Brief:
Find the lines that hold the word "screenshot" and return them.

— BEGIN Data listing —

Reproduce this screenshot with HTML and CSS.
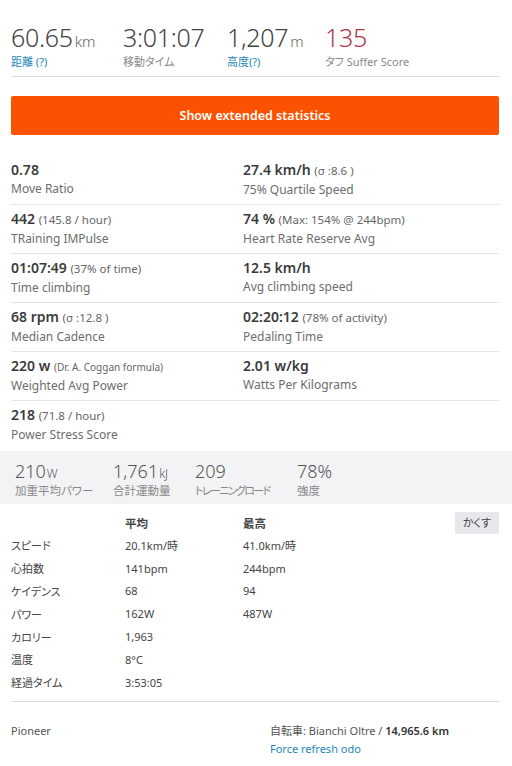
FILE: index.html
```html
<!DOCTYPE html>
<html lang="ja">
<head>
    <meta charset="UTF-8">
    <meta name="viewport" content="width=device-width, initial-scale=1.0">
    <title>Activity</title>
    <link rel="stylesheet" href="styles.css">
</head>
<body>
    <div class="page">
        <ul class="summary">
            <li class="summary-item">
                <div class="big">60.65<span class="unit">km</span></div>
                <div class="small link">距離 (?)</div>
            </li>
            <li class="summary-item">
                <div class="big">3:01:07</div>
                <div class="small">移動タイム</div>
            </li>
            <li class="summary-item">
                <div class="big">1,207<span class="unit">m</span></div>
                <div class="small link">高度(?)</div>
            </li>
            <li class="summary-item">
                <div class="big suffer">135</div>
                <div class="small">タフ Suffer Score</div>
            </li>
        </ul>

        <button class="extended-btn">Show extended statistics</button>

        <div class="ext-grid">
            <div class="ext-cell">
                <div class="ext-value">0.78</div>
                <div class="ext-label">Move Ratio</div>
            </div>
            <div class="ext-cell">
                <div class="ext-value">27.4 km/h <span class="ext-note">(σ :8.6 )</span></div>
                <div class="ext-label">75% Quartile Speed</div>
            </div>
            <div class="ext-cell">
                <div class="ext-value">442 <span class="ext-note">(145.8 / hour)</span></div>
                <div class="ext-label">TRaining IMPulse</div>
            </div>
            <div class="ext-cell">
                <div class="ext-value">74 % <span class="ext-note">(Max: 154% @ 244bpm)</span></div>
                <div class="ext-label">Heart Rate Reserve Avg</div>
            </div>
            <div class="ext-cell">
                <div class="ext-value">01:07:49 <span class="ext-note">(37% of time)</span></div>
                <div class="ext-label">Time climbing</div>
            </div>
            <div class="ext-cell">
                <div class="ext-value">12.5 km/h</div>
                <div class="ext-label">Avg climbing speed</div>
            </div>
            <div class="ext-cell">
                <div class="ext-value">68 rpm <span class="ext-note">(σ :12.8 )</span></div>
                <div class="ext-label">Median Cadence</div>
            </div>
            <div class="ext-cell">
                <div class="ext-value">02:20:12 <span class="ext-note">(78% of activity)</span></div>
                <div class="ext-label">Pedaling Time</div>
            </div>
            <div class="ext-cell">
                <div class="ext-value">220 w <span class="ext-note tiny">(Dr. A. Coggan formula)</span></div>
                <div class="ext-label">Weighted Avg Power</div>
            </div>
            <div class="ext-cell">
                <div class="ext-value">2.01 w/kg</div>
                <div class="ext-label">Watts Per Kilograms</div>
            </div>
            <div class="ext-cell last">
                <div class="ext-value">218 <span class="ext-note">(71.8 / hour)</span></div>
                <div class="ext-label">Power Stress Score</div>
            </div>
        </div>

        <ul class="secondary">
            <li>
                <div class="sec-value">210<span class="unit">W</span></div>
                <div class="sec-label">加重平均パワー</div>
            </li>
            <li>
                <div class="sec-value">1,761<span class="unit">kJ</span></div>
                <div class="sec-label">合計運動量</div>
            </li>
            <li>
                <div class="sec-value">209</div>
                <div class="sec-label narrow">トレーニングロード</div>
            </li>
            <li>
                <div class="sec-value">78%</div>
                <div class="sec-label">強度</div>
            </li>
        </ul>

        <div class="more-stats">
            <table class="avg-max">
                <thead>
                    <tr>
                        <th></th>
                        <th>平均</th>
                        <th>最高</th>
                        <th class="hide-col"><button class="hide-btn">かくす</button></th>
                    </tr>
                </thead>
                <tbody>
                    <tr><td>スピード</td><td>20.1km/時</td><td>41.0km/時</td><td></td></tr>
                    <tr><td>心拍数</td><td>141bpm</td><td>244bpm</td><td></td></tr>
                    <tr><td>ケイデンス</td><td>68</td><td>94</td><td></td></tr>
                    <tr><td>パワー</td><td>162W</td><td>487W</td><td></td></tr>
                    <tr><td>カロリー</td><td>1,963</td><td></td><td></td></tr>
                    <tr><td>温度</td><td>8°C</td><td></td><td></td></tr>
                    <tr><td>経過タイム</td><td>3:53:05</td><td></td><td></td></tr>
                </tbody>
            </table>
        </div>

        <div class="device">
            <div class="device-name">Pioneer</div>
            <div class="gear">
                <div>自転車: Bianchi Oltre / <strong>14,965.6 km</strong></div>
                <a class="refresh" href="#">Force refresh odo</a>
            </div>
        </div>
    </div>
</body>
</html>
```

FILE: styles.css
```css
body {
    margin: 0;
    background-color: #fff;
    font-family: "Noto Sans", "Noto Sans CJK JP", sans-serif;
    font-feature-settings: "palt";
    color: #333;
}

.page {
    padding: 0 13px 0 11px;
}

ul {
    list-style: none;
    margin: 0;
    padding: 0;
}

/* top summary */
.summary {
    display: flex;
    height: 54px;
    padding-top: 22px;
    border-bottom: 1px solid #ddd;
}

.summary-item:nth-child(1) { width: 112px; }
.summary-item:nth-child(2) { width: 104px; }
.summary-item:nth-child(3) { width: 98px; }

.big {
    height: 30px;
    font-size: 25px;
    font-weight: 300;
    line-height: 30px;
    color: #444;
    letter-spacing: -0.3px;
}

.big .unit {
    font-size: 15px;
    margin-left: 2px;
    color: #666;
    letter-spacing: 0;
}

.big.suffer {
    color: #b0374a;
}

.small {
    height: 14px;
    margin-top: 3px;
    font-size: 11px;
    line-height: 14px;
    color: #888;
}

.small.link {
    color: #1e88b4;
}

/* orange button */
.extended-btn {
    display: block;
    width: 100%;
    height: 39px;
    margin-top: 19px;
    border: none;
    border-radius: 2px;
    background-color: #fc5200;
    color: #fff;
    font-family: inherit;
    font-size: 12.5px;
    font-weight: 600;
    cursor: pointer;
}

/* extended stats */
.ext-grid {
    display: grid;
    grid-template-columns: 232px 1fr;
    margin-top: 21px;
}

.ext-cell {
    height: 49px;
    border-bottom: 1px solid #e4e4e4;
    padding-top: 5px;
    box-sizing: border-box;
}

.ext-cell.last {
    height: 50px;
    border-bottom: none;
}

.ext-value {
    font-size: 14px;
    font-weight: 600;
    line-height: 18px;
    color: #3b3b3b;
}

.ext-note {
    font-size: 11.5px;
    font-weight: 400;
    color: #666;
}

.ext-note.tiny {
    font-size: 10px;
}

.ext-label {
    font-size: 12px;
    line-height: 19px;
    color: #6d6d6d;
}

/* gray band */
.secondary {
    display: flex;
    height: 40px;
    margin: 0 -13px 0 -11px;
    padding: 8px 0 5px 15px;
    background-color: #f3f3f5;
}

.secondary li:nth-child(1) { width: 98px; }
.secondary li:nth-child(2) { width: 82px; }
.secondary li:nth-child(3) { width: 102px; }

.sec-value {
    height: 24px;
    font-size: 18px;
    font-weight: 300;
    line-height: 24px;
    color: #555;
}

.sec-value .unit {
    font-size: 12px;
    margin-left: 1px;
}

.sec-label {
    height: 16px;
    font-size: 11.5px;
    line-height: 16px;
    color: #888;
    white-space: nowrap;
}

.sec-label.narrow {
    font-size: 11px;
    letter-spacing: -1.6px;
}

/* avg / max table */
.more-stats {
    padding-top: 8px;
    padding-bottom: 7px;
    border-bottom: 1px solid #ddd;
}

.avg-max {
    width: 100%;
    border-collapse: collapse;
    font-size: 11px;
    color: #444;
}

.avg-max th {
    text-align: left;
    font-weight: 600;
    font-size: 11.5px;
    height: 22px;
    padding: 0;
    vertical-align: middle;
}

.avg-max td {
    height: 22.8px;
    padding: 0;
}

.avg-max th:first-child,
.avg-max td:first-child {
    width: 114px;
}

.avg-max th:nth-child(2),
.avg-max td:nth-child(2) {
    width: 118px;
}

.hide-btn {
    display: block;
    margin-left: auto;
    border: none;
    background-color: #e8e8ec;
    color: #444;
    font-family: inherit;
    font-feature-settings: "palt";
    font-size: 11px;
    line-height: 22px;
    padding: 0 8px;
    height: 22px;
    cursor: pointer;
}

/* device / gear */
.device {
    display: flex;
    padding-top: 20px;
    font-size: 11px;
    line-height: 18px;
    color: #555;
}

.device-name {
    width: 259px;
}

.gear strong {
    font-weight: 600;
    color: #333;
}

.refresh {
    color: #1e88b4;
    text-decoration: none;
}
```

— END Data listing —
— BEGIN Data listing —

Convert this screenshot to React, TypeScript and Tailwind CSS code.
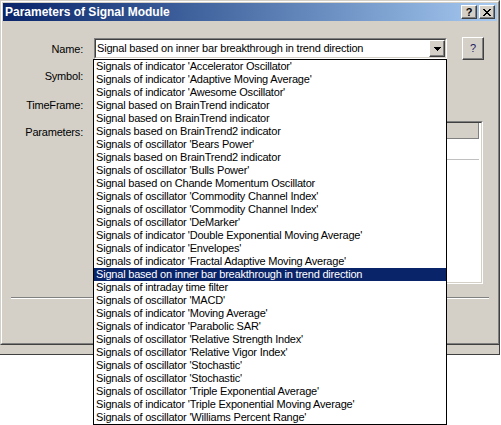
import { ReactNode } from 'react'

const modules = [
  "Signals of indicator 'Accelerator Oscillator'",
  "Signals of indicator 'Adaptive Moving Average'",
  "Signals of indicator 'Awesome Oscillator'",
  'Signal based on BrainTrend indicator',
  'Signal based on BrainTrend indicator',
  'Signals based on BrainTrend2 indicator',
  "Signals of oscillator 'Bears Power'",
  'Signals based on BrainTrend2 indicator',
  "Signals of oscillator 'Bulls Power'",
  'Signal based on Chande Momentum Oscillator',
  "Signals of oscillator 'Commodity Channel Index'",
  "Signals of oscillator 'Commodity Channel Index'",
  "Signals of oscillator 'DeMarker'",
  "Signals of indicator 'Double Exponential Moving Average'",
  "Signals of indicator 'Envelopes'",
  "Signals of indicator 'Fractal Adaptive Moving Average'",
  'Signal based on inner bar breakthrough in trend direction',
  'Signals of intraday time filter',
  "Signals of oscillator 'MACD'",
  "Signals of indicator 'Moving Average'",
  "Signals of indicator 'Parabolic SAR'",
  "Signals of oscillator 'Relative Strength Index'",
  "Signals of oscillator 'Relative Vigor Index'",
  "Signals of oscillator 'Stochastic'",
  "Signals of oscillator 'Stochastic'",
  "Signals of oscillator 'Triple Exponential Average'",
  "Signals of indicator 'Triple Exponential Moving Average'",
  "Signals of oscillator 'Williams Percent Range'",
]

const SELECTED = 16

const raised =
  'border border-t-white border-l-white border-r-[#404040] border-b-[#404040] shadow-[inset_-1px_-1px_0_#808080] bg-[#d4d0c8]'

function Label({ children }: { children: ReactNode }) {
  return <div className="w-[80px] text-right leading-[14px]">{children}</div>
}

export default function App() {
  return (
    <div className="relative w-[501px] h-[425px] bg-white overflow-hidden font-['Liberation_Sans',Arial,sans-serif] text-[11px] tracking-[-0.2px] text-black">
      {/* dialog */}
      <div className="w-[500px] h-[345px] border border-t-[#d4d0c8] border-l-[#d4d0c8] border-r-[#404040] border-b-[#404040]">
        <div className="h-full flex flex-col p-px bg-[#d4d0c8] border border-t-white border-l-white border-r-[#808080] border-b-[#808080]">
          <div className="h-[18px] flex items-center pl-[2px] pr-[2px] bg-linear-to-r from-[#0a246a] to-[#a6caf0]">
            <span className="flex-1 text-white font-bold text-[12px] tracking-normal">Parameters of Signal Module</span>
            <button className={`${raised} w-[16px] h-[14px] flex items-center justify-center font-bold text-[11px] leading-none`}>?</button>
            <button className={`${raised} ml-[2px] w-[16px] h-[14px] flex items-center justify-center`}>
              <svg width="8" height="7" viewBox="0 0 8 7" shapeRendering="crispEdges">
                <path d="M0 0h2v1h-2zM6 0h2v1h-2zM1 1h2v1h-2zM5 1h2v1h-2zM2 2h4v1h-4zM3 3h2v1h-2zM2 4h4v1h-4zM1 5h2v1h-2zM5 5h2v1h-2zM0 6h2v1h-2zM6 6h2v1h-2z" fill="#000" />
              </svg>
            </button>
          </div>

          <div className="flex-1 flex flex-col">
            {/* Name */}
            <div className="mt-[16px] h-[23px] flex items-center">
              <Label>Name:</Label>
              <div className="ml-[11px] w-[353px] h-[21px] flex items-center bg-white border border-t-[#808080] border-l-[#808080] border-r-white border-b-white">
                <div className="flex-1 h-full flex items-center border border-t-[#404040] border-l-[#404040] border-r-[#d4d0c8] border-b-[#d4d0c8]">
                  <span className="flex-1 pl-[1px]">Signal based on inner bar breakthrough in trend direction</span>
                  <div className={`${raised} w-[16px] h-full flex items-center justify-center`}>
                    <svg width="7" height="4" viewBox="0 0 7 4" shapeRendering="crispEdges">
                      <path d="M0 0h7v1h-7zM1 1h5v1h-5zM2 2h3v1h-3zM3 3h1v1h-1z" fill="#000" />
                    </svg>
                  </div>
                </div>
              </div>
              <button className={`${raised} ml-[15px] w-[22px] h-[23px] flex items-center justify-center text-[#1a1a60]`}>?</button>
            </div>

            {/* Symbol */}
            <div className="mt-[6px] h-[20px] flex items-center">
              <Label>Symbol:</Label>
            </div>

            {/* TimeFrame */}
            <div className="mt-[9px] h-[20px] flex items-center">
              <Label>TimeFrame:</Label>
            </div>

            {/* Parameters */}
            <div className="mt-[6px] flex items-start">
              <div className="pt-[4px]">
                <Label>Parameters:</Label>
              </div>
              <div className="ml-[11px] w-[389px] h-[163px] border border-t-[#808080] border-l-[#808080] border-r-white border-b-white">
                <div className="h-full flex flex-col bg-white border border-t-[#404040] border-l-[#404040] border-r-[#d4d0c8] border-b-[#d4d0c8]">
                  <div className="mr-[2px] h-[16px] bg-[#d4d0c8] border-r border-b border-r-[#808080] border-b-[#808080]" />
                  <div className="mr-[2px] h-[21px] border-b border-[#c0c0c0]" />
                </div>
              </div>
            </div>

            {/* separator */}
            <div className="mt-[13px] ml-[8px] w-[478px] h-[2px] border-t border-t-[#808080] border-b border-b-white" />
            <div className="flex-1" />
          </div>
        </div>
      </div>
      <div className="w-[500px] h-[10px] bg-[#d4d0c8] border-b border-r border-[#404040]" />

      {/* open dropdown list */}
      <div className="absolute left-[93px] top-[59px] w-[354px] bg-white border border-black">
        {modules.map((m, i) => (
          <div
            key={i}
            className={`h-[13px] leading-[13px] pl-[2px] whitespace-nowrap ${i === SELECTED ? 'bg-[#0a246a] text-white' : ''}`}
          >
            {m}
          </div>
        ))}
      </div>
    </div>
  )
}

— END Data listing —
— BEGIN Data listing —

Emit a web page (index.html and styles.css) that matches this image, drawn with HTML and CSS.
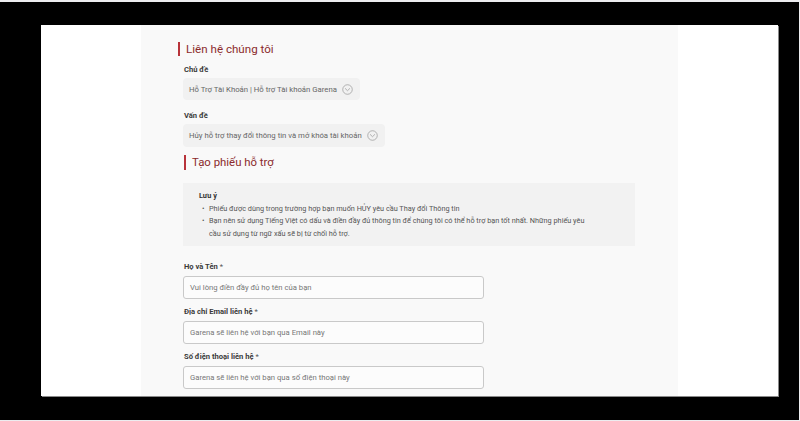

— END Data listing —

Finished exercise:
Reproduce this screenshot with HTML and CSS.
Convert this screenshot to React, TypeScript and Tailwind CSS code.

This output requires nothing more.